Victory of Eagles, Book 5 of the Temeraire series by Naomi Novik. I really liked the first book of this series — a retelling of the Napoleonic wars, if dragons were part of the typical battle arsenal. It sounds corny, but it definitely isn’t. Books 2 and 3 dragged, but I so enjoyed dragon banter and dragon psychology that I kept on. Book 4 was OK, but the whole thing was just a way to get from Point A to Point B (new drama for book 5). THANKFULLY, Book 5 was worth my tenacity. Sorry to paint such a dreary picture, because I highly recommend starting the series. Just go in warned, that’s all.
Blood Music, by Greg Bear. I got a Kindle. I am a miser. I quickly figured out how to read free books on my Kindle.

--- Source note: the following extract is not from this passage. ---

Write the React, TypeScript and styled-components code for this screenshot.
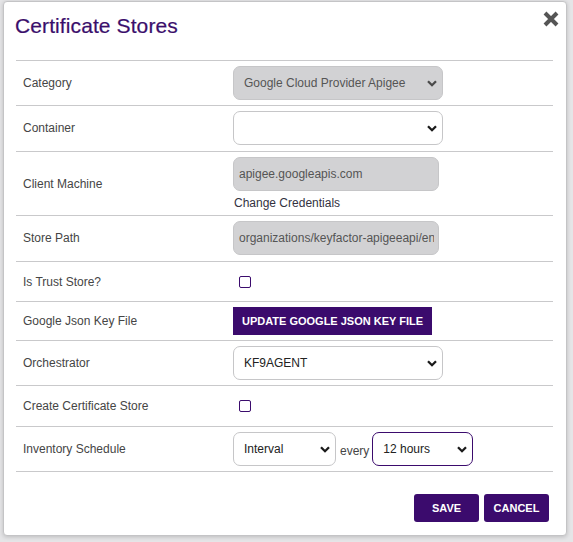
import React from "react";
import styled, { createGlobalStyle } from "styled-components";

const PURPLE = "#3b0b6d";

const GlobalStyle = createGlobalStyle`
  html, body {
    margin: 0;
    padding: 0;
    background: #e5e5e7;
    font-family: "Liberation Sans", Arial, sans-serif;
  }
  * { box-sizing: border-box; }
`;

const Page = styled.div`
  width: 573px;
  height: 542px;
  padding: 1px 0 0 3px;
  background: #e5e5e7;
  overflow: hidden;
`;

const Dialog = styled.div`
  width: 564px;
  background: #fff;
  border: 1px solid #c4c4c6;
  border-radius: 4px;
  box-shadow: 0 1px 4px rgba(0, 0, 0, 0.18);
  padding: 0 13px 13px 12px;
  display: flex;
  flex-direction: column;
`;

const Header = styled.div`
  height: 58px;
  display: flex;
  justify-content: space-between;
  align-items: flex-start;
  margin: 0 -6px 0 -1px;
`;

const Title = styled.h1`
  margin: 12px 0 0;
  font-size: 21px;
  line-height: 24px;
  font-weight: normal;
  color: #3a0e6b;
  letter-spacing: 0.1px;
  -webkit-text-stroke: 0.2px #3a0e6b;
`;

const CloseButton = styled.button`
  margin-top: 9px;
  padding: 0;
  border: 0;
  background: none;
  width: 16px;
  height: 16px;
  display: flex;
  cursor: pointer;
`;

const Table = styled.div`
  display: flex;
  flex-direction: column;
  border-bottom: 1px solid #c9c9cb;
`;

const Row = styled.div<{ $padB?: number }>`
  display: grid;
  grid-template-columns: 217px 1fr;
  align-items: center;
  border-top: 1px solid #c9c9cb;
  padding: 5px 0 ${(p) => p.$padB ?? 5}px;
`;

const Label = styled.div`
  padding-left: 7px;
  font-size: 12px;
  color: #454545;
`;

const Cell = styled.div<{ $inline?: boolean; $minH?: number }>`
  display: flex;
  flex-direction: ${(p) => (p.$inline ? "row" : "column")};
  align-items: ${(p) => (p.$inline ? "center" : "flex-start")};
  justify-content: ${(p) => (p.$inline ? "flex-start" : "center")};
  min-height: ${(p) => p.$minH ?? 28}px;
`;

const SelectWrap = styled.div<{ $w: number }>`
  position: relative;
  width: ${(p) => p.$w}px;
  height: 34px;
  flex: none;
`;

const Select = styled.select<{ $focus?: boolean }>`
  appearance: none;
  -webkit-appearance: none;
  width: 100%;
  height: 100%;
  border-radius: 7px;
  border: 1px solid ${(p) => (p.$focus ? PURPLE : "#c6c6c8")};
  background: #fff;
  padding: 0 24px 0 10px;
  font-family: inherit;
  font-size: 12px;
  color: #222;
  outline: none;
  &:disabled {
    background: #d2d2d4;
    color: #555;
    opacity: 1;
  }
`;

const Chevron = styled.svg<{ $muted?: boolean }>`
  position: absolute;
  right: 6px;
  top: 50%;
  margin-top: -3px;
  width: 10px;
  height: 7px;
  pointer-events: none;
  stroke: ${(p) => (p.$muted ? "#4a4a4a" : "#1a1a1a")};
`;

const TextInput = styled.input`
  width: 206px;
  height: 34px;
  border-radius: 7px;
  border: 1px solid #c6c6c8;
  background: #d2d2d4;
  padding: 0 4px 0 5px;
  font-family: inherit;
  font-size: 12px;
  color: #555;
  -webkit-text-fill-color: #555;
  opacity: 1;
  outline: none;
`;

const LinkText = styled.a`
  margin-top: 5px;
  line-height: 14px;
  font-size: 12px;
  color: #33323f;
  text-decoration: none;
  padding-left: 1px;
  cursor: pointer;
`;

const Checkbox = styled.input`
  appearance: none;
  -webkit-appearance: none;
  width: 12px;
  height: 12px;
  margin: 0 0 0 6px;
  border: 1.5px solid ${PURPLE};
  border-radius: 2px;
  background: #fff;
`;

const PrimaryButton = styled.button<{ $w?: number }>`
  height: 28px;
  min-width: ${(p) => (p.$w ? `${p.$w}px` : "auto")};
  padding: 0 8px;
  border: 0;
  border-radius: ${(p) => (p.$w ? "3px" : "0")};
  background: ${PURPLE};
  color: #fff;
  font-family: inherit;
  font-size: 11px;
  font-weight: bold;
  text-transform: uppercase;
  white-space: nowrap;
  cursor: pointer;
`;

const WideButton = styled(PrimaryButton)`
  width: 199px;
  padding: 0;
`;

const Every = styled.span`
  font-size: 12px;
  color: #454545;
  margin: 4px 3px 0 4px;
`;

const Footer = styled.div`
  display: flex;
  justify-content: flex-end;
  gap: 5px;
  margin-top: 22px;
  padding-right: 4px;
`;

function Caret({ muted }: { muted?: boolean }) {
  return (
    <Chevron $muted={muted} viewBox="0 0 10 7" fill="none" strokeWidth="2.3">
      <polyline points="1,1.2 5,5.2 9,1.2" />
    </Chevron>
  );
}

function Dropdown({
  width,
  value,
  options,
  disabled,
  focus,
}: {
  width: number;
  value: string;
  options: string[];
  disabled?: boolean;
  focus?: boolean;
}) {
  return (
    <SelectWrap $w={width}>
      <Select defaultValue={value} disabled={disabled} $focus={focus}>
        {options.map((o) => (
          <option key={o} value={o}>
            {o}
          </option>
        ))}
      </Select>
      <Caret muted={disabled} />
    </SelectWrap>
  );
}

export default function App() {
  return (
    <>
      <GlobalStyle />
      <Page>
        <Dialog>
          <Header>
            <Title>Certificate Stores</Title>
            <CloseButton aria-label="Close">
              <svg width="16" height="16" viewBox="0 0 16 16">
                <path
                  d="M2 2 L14 14 M14 2 L2 14"
                  stroke="#555"
                  strokeWidth="4"
                  strokeLinecap="butt"
                />
              </svg>
            </CloseButton>
          </Header>
          <Table>
            <Row>
              <Label>Category</Label>
              <Cell>
                <Dropdown
                  width={210}
                  value="Google Cloud Provider Apigee"
                  options={["Google Cloud Provider Apigee"]}
                  disabled
                />
              </Cell>
            </Row>
            <Row $padB={6}>
              <Label>Container</Label>
              <Cell>
                <Dropdown width={210} value="" options={[""]} />
              </Cell>
            </Row>
            <Row>
              <Label>Client Machine</Label>
              <Cell>
                <TextInput readOnly disabled value="apigee.googleapis.com" />
                <LinkText>Change Credentials</LinkText>
              </Cell>
            </Row>
            <Row $padB={6}>
              <Label>Store Path</Label>
              <Cell>
                <TextInput
                  readOnly
                  disabled
                  value="organizations/keyfactor-apigeeapi/environments/test/keystores"
                />
              </Cell>
            </Row>
            <Row>
              <Label>Is Trust Store?</Label>
              <Cell $minH={29}>
                <Checkbox type="checkbox" />
              </Cell>
            </Row>
            <Row>
              <Label>Google Json Key File</Label>
              <Cell>
                <WideButton>Update Google Json Key File</WideButton>
              </Cell>
            </Row>
            <Row>
              <Label>Orchestrator</Label>
              <Cell>
                <Dropdown width={210} value="KF9AGENT" options={["KF9AGENT"]} />
              </Cell>
            </Row>
            <Row>
              <Label>Create Certificate Store</Label>
              <Cell $minH={30}>
                <Checkbox type="checkbox" />
              </Cell>
            </Row>
            <Row>
              <Label>Inventory Schedule</Label>
              <Cell $inline>
                <Dropdown width={103} value="Interval" options={["Interval"]} />
                <Every>every</Every>
                <Dropdown width={101} value="12 hours" options={["12 hours"]} focus />
              </Cell>
            </Row>
          </Table>
          <Footer>
            <PrimaryButton $w={65}>Save</PrimaryButton>
            <PrimaryButton $w={65}>Cancel</PrimaryButton>
          </Footer>
        </Dialog>
      </Page>
    </>
  );
}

This was a download from my local library (slim pickins, especially in SF). But Bear is a renowned author, so I gave it a shot. It’s your typical early 1980s biochem world takeover story. Pleasant enough read.
State of Wonder, by Ann Patchett. I enjoyed this. I don’t normally read current fiction, because I have been burned too often by Jonathan Franzen-style crap; I feel badly that I placed Ann Patchett in with that group of literary parasites. And I like that there is a completely unspoken but real possibility set up at the very end, which she never addresses. Because sometimes books are better if you think they live on after the last page,
cain, by Jose Saramago. I love Saramago’s sparse style and cutting wit. This is a slim volume, and it takes a little while to warm up — but once Cain starts on his peregrinations, I didn’t want to put it down.
The Pyramid, by Henning Mankell. I only recently learned of Mankell’s Swedish detective Kurth Wallander, so instead of starting with the first novel, I decided to go with the ninth book, which are prequel stories to the series. I enjoyed them (although the translations were uneven, but the last one, Pyramid, was certainly much better) enough that I plan to read the series. But not all at once, and not just right now.
Hounded (Iron Druid Chronicles 1), by Kevin Hearne. I followed a link, to another link, and found myself at a list of the top 20 best fantasy books of 2011. The second of this series (it’s one of those 3-books-all-published-the-same-year series) was on the list, but again, I wanted to start with number 1. It was funny (his Irish wolfhound is hilarious), but it’s a bit of a mish-mash of celtic gods, vampires, werewolves, witches, and more. Sometimes, though, one needs a bit of mental candy to read.
The Brothers Karamazov, by Fyodor Dostoyevsky. Impera is reading this for her literature class this spring. Thanks to my new best friend, the Gutenberg Project, I was able to download a free copy to my Kindle. I’m just into Book 2, and I have to reiterate what I said when I was reading War and Peace: These Russian novelists have an unjustified bad rep. Just because their works are LONG, doesn’t mean they are INSCRUTABLE. Very entertaining so far.